Provided material:
****
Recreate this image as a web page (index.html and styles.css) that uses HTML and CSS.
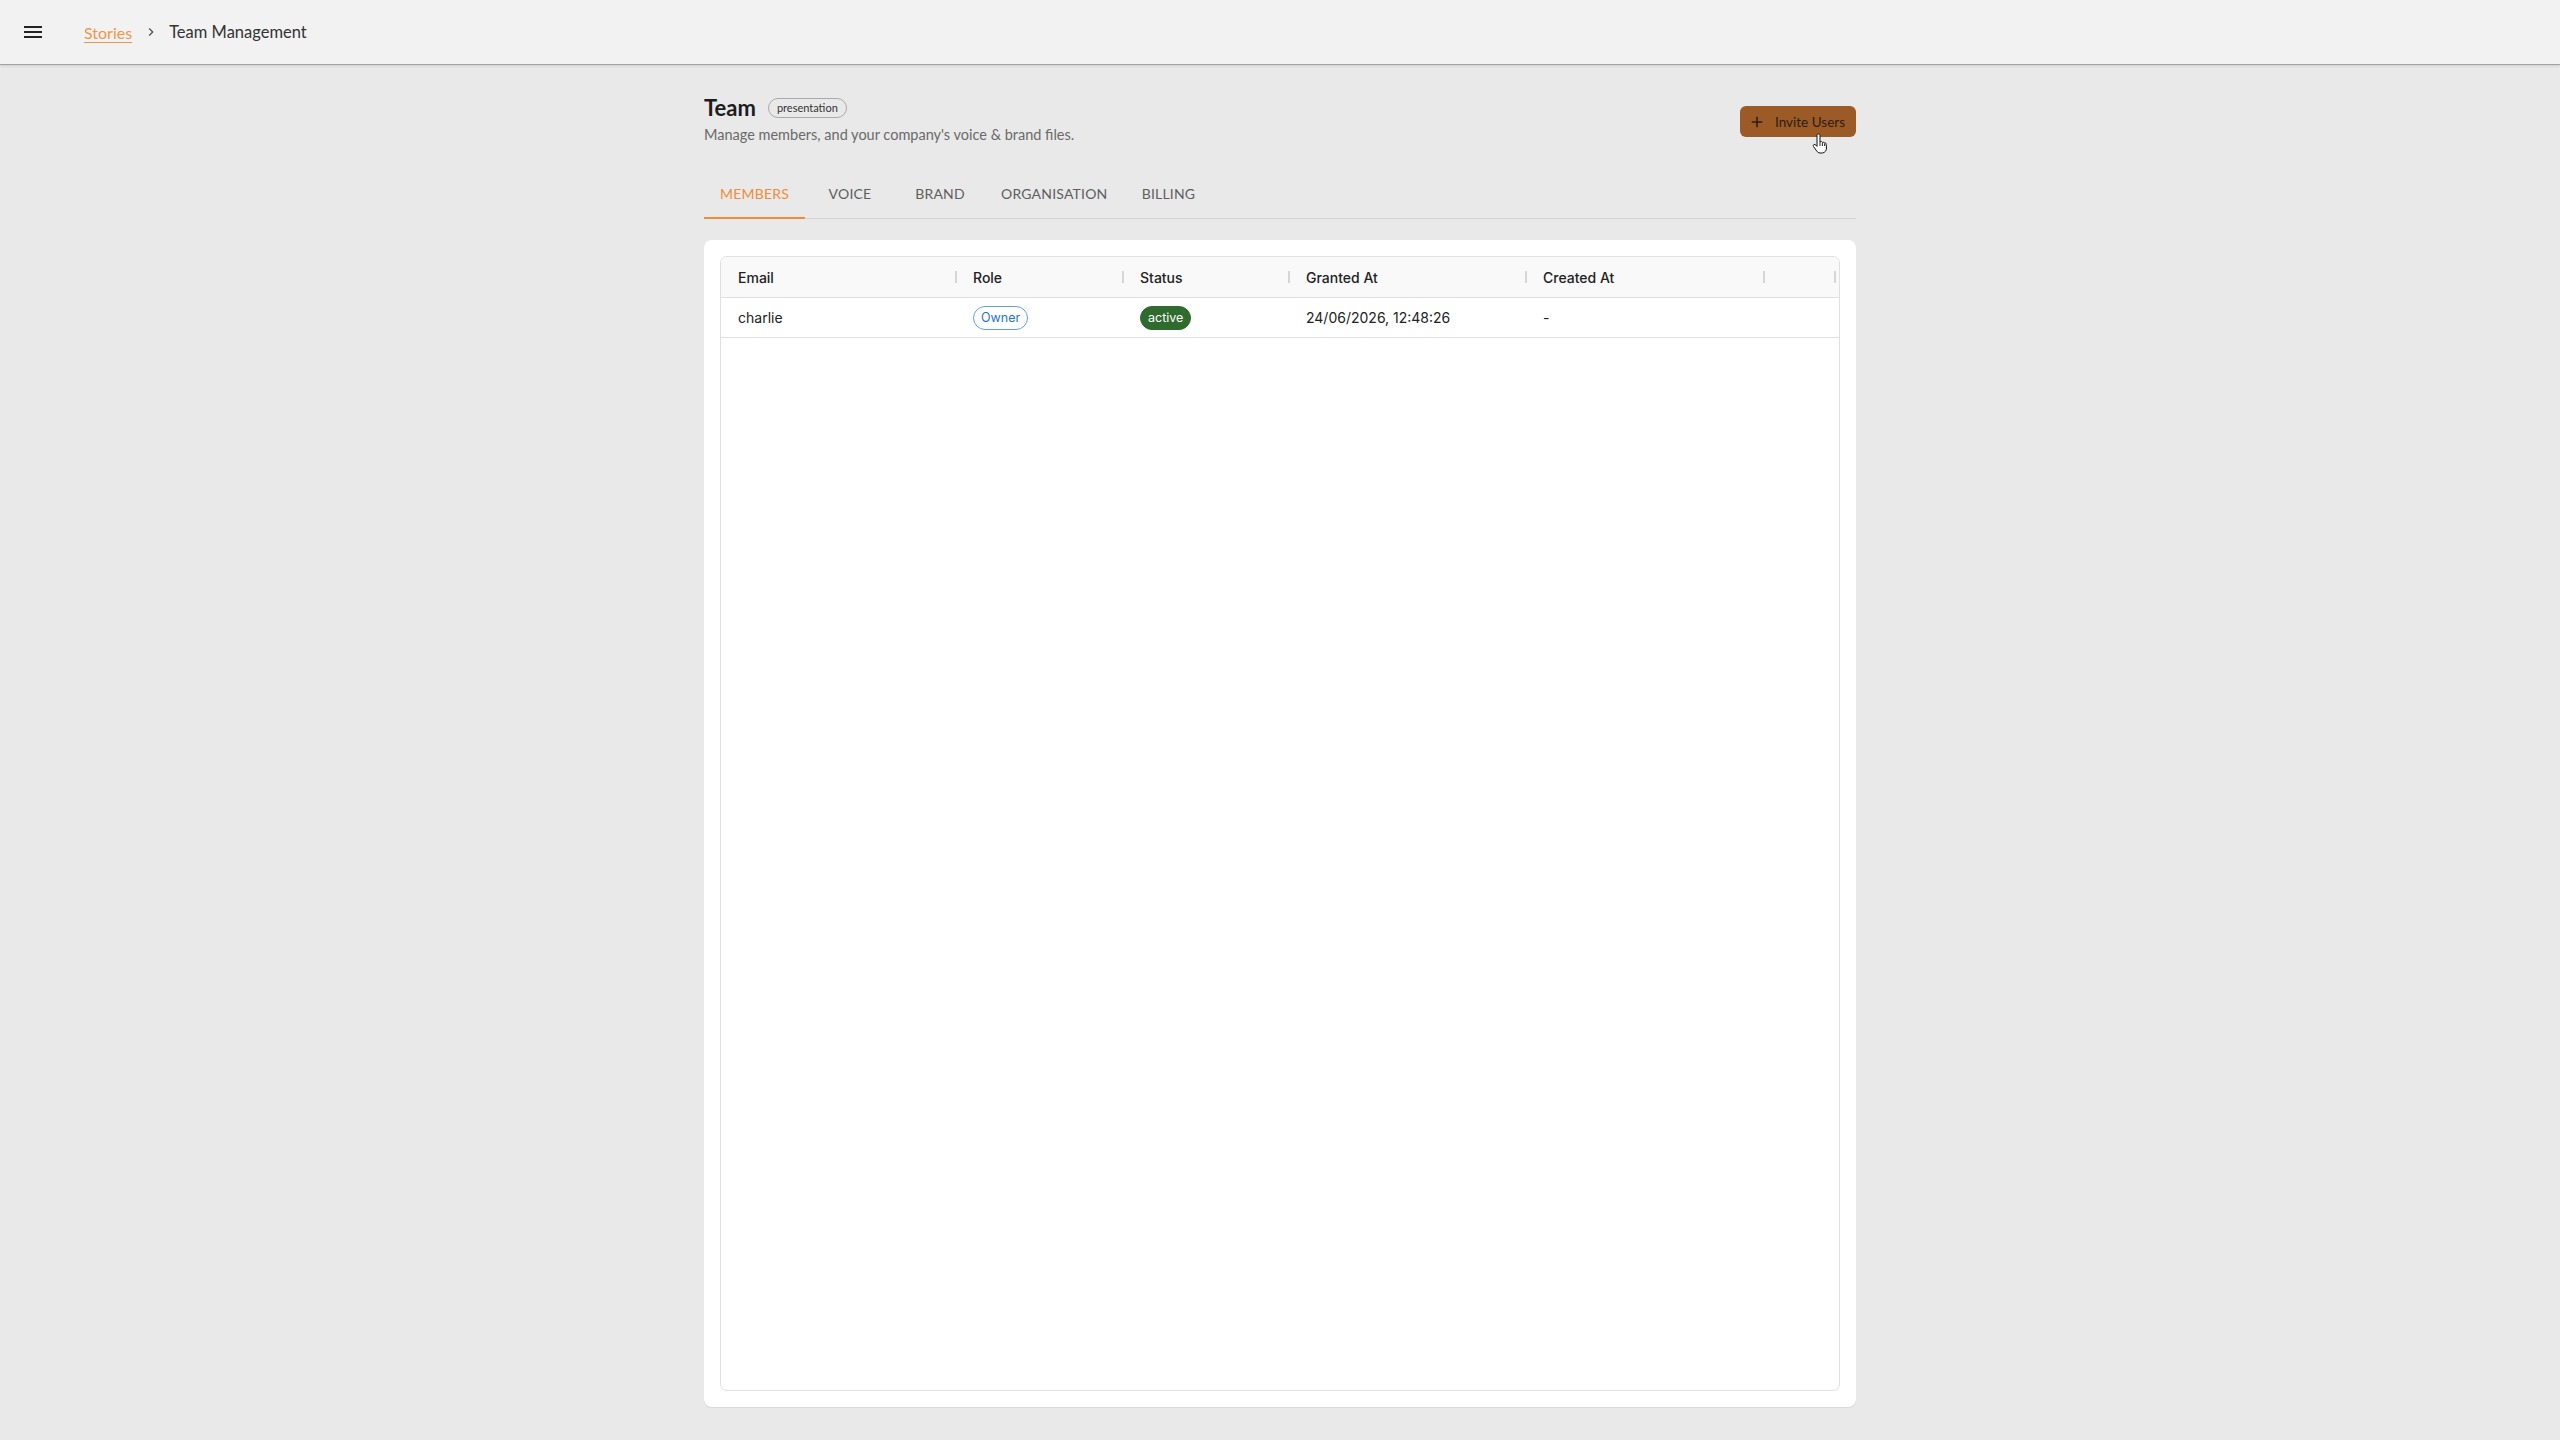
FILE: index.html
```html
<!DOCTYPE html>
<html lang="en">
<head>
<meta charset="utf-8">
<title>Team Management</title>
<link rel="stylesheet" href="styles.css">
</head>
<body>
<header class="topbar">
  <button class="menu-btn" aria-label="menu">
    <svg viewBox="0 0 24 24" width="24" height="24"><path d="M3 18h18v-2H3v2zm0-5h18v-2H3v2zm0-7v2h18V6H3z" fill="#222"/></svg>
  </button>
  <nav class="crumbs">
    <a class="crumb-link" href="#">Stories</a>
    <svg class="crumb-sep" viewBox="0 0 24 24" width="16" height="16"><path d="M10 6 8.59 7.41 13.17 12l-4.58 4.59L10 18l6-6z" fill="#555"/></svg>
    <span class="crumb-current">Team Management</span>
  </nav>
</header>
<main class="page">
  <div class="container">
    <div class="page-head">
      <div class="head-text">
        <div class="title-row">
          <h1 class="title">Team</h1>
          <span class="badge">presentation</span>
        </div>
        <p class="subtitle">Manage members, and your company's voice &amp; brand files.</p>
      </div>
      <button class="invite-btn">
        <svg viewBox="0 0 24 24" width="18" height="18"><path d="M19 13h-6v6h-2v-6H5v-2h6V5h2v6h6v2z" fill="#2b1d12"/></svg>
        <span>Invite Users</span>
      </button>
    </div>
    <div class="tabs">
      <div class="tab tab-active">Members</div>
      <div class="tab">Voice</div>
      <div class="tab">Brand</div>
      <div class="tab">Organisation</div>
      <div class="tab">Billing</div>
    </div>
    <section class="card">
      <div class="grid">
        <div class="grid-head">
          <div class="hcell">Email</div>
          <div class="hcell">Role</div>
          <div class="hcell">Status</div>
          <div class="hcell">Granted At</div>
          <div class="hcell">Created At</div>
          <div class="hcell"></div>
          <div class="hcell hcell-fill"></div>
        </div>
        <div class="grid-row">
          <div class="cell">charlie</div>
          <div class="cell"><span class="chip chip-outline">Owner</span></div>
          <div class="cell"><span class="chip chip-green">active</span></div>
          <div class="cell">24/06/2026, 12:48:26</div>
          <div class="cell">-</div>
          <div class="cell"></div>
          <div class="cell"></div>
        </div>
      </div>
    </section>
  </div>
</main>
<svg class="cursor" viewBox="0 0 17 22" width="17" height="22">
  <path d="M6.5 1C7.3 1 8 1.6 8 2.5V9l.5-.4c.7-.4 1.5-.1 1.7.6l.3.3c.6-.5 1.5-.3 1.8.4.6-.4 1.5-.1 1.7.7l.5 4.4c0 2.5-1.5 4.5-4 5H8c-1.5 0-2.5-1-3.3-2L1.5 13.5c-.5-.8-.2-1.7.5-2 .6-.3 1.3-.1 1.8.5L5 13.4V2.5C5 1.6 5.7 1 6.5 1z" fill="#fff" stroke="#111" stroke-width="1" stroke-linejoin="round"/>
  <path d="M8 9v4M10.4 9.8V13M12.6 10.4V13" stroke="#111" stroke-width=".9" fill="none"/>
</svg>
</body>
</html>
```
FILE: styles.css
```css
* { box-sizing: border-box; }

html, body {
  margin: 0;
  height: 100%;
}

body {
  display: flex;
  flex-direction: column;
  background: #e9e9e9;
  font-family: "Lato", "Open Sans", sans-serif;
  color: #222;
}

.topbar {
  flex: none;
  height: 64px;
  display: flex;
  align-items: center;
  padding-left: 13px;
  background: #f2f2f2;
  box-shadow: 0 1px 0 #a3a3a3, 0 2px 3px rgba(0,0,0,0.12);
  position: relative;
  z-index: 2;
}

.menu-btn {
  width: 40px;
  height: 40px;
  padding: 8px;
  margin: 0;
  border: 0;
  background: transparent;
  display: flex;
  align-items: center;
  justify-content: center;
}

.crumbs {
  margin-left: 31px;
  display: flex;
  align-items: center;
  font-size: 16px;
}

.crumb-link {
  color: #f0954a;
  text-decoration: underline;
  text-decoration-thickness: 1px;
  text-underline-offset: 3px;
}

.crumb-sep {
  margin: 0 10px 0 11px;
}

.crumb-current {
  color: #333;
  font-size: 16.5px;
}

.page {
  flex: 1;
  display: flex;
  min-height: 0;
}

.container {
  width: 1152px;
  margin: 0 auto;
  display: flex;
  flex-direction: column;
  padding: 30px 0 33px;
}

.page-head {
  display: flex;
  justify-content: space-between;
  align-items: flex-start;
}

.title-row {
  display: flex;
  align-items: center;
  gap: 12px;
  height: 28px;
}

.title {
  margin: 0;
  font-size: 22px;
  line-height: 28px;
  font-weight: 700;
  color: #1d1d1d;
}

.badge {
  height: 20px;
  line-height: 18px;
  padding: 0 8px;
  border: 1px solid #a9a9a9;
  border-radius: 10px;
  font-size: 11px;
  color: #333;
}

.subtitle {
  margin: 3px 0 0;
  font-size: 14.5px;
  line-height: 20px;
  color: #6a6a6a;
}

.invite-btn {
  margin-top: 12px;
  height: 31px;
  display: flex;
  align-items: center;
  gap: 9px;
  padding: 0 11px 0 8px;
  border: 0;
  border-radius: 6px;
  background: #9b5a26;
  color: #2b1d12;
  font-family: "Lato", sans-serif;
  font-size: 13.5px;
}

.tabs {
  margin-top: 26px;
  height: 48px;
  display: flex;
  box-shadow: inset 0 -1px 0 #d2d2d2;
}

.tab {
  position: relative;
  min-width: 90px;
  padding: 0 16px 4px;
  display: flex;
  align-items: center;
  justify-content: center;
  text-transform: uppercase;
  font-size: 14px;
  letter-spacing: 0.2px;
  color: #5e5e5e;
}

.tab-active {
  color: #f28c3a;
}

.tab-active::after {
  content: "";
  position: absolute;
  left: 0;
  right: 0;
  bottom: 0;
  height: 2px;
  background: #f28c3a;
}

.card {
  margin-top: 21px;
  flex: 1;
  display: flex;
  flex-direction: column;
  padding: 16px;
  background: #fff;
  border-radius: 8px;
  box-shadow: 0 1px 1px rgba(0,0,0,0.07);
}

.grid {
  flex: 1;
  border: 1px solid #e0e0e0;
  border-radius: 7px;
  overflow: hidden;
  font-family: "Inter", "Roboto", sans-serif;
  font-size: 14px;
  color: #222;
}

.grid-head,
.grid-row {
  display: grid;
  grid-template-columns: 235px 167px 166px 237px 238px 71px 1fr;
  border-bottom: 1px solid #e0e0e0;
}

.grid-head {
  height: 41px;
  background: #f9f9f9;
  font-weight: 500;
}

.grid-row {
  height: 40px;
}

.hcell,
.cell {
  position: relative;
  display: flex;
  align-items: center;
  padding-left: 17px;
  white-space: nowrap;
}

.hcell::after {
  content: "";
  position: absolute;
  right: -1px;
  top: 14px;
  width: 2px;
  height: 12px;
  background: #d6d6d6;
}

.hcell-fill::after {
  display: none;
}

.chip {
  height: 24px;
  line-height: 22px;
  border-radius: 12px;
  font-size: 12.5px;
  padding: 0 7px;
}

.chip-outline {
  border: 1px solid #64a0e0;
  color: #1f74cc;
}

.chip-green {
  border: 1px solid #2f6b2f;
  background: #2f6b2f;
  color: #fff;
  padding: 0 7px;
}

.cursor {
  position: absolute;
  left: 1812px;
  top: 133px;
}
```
****
Direction: Return to the listing above and set it down exactly, leaving out its pictures.

The output:
Recreate this image as a web page (index.html and styles.css) that uses HTML and CSS.
FILE: index.html
```html
<!DOCTYPE html>
<html lang="en">
<head>
<meta charset="utf-8">
<title>Team Management</title>
<link rel="stylesheet" href="styles.css">
</head>
<body>
<header class="topbar">
  <button class="menu-btn" aria-label="menu">
    <svg viewBox="0 0 24 24" width="24" height="24"><path d="M3 18h18v-2H3v2zm0-5h18v-2H3v2zm0-7v2h18V6H3z" fill="#222"/></svg>
  </button>
  <nav class="crumbs">
    <a class="crumb-link" href="#">Stories</a>
    <svg class="crumb-sep" viewBox="0 0 24 24" width="16" height="16"><path d="M10 6 8.59 7.41 13.17 12l-4.58 4.59L10 18l6-6z" fill="#555"/></svg>
    <span class="crumb-current">Team Management</span>
  </nav>
</header>
<main class="page">
  <div class="container">
    <div class="page-head">
      <div class="head-text">
        <div class="title-row">
          <h1 class="title">Team</h1>
          <span class="badge">presentation</span>
        </div>
        <p class="subtitle">Manage members, and your company's voice &amp; brand files.</p>
      </div>
      <button class="invite-btn">
        <svg viewBox="0 0 24 24" width="18" height="18"><path d="M19 13h-6v6h-2v-6H5v-2h6V5h2v6h6v2z" fill="#2b1d12"/></svg>
        <span>Invite Users</span>
      </button>
    </div>
    <div class="tabs">
      <div class="tab tab-active">Members</div>
      <div class="tab">Voice</div>
      <div class="tab">Brand</div>
      <div class="tab">Organisation</div>
      <div class="tab">Billing</div>
    </div>
    <section class="card">
      <div class="grid">
        <div class="grid-head">
          <div class="hcell">Email</div>
          <div class="hcell">Role</div>
          <div class="hcell">Status</div>
          <div class="hcell">Granted At</div>
          <div class="hcell">Created At</div>
          <div class="hcell"></div>
          <div class="hcell hcell-fill"></div>
        </div>
        <div class="grid-row">
          <div class="cell">charlie</div>
          <div class="cell"><span class="chip chip-outline">Owner</span></div>
          <div class="cell"><span class="chip chip-green">active</span></div>
          <div class="cell">24/06/2026, 12:48:26</div>
          <div class="cell">-</div>
          <div class="cell"></div>
          <div class="cell"></div>
        </div>
      </div>
    </section>
  </div>
</main>
<svg class="cursor" viewBox="0 0 17 22" width="17" height="22">
  <path d="M6.5 1C7.3 1 8 1.6 8 2.5V9l.5-.4c.7-.4 1.5-.1 1.7.6l.3.3c.6-.5 1.5-.3 1.8.4.6-.4 1.5-.1 1.7.7l.5 4.4c0 2.5-1.5 4.5-4 5H8c-1.5 0-2.5-1-3.3-2L1.5 13.5c-.5-.8-.2-1.7.5-2 .6-.3 1.3-.1 1.8.5L5 13.4V2.5C5 1.6 5.7 1 6.5 1z" fill="#fff" stroke="#111" stroke-width="1" stroke-linejoin="round"/>
  <path d="M8 9v4M10.4 9.8V13M12.6 10.4V13" stroke="#111" stroke-width=".9" fill="none"/>
</svg>
</body>
</html>
```
FILE: styles.css
```css
* { box-sizing: border-box; }

html, body {
  margin: 0;
  height: 100%;
}

body {
  display: flex;
  flex-direction: column;
  background: #e9e9e9;
  font-family: "Lato", "Open Sans", sans-serif;
  color: #222;
}

.topbar {
  flex: none;
  height: 64px;
  display: flex;
  align-items: center;
  padding-left: 13px;
  background: #f2f2f2;
  box-shadow: 0 1px 0 #a3a3a3, 0 2px 3px rgba(0,0,0,0.12);
  position: relative;
  z-index: 2;
}

.menu-btn {
  width: 40px;
  height: 40px;
  padding: 8px;
  margin: 0;
  border: 0;
  background: transparent;
  display: flex;
  align-items: center;
  justify-content: center;
}

.crumbs {
  margin-left: 31px;
  display: flex;
  align-items: center;
  font-size: 16px;
}

.crumb-link {
  color: #f0954a;
  text-decoration: underline;
  text-decoration-thickness: 1px;
  text-underline-offset: 3px;
}

.crumb-sep {
  margin: 0 10px 0 11px;
}

.crumb-current {
  color: #333;
  font-size: 16.5px;
}

.page {
  flex: 1;
  display: flex;
  min-height: 0;
}

.container {
  width: 1152px;
  margin: 0 auto;
  display: flex;
  flex-direction: column;
  padding: 30px 0 33px;
}

.page-head {
  display: flex;
  justify-content: space-between;
  align-items: flex-start;
}

.title-row {
  display: flex;
  align-items: center;
  gap: 12px;
  height: 28px;
}

.title {
  margin: 0;
  font-size: 22px;
  line-height: 28px;
  font-weight: 700;
  color: #1d1d1d;
}

.badge {
  height: 20px;
  line-height: 18px;
  padding: 0 8px;
  border: 1px solid #a9a9a9;
  border-radius: 10px;
  font-size: 11px;
  color: #333;
}

.subtitle {
  margin: 3px 0 0;
  font-size: 14.5px;
  line-height: 20px;
  color: #6a6a6a;
}

.invite-btn {
  margin-top: 12px;
  height: 31px;
  display: flex;
  align-items: center;
  gap: 9px;
  padding: 0 11px 0 8px;
  border: 0;
  border-radius: 6px;
  background: #9b5a26;
  color: #2b1d12;
  font-family: "Lato", sans-serif;
  font-size: 13.5px;
}

.tabs {
  margin-top: 26px;
  height: 48px;
  display: flex;
  box-shadow: inset 0 -1px 0 #d2d2d2;
}

.tab {
  position: relative;
  min-width: 90px;
  padding: 0 16px 4px;
  display: flex;
  align-items: center;
  justify-content: center;
  text-transform: uppercase;
  font-size: 14px;
  letter-spacing: 0.2px;
  color: #5e5e5e;
}

.tab-active {
  color: #f28c3a;
}

.tab-active::after {
  content: "";
  position: absolute;
  left: 0;
  right: 0;
  bottom: 0;
  height: 2px;
  background: #f28c3a;
}

.card {
  margin-top: 21px;
  flex: 1;
  display: flex;
  flex-direction: column;
  padding: 16px;
  background: #fff;
  border-radius: 8px;
  box-shadow: 0 1px 1px rgba(0,0,0,0.07);
}

.grid {
  flex: 1;
  border: 1px solid #e0e0e0;
  border-radius: 7px;
  overflow: hidden;
  font-family: "Inter", "Roboto", sans-serif;
  font-size: 14px;
  color: #222;
}

.grid-head,
.grid-row {
  display: grid;
  grid-template-columns: 235px 167px 166px 237px 238px 71px 1fr;
  border-bottom: 1px solid #e0e0e0;
}

.grid-head {
  height: 41px;
  background: #f9f9f9;
  font-weight: 500;
}

.grid-row {
  height: 40px;
}

.hcell,
.cell {
  position: relative;
  display: flex;
  align-items: center;
  padding-left: 17px;
  white-space: nowrap;
}

.hcell::after {
  content: "";
  position: absolute;
  right: -1px;
  top: 14px;
  width: 2px;
  height: 12px;
  background: #d6d6d6;
}

.hcell-fill::after {
  display: none;
}

.chip {
  height: 24px;
  line-height: 22px;
  border-radius: 12px;
  font-size: 12.5px;
  padding: 0 7px;
}

.chip-outline {
  border: 1px solid #64a0e0;
  color: #1f74cc;
}

.chip-green {
  border: 1px solid #2f6b2f;
  background: #2f6b2f;
  color: #fff;
  padding: 0 7px;
}

.cursor {
  position: absolute;
  left: 1812px;
  top: 133px;
}
```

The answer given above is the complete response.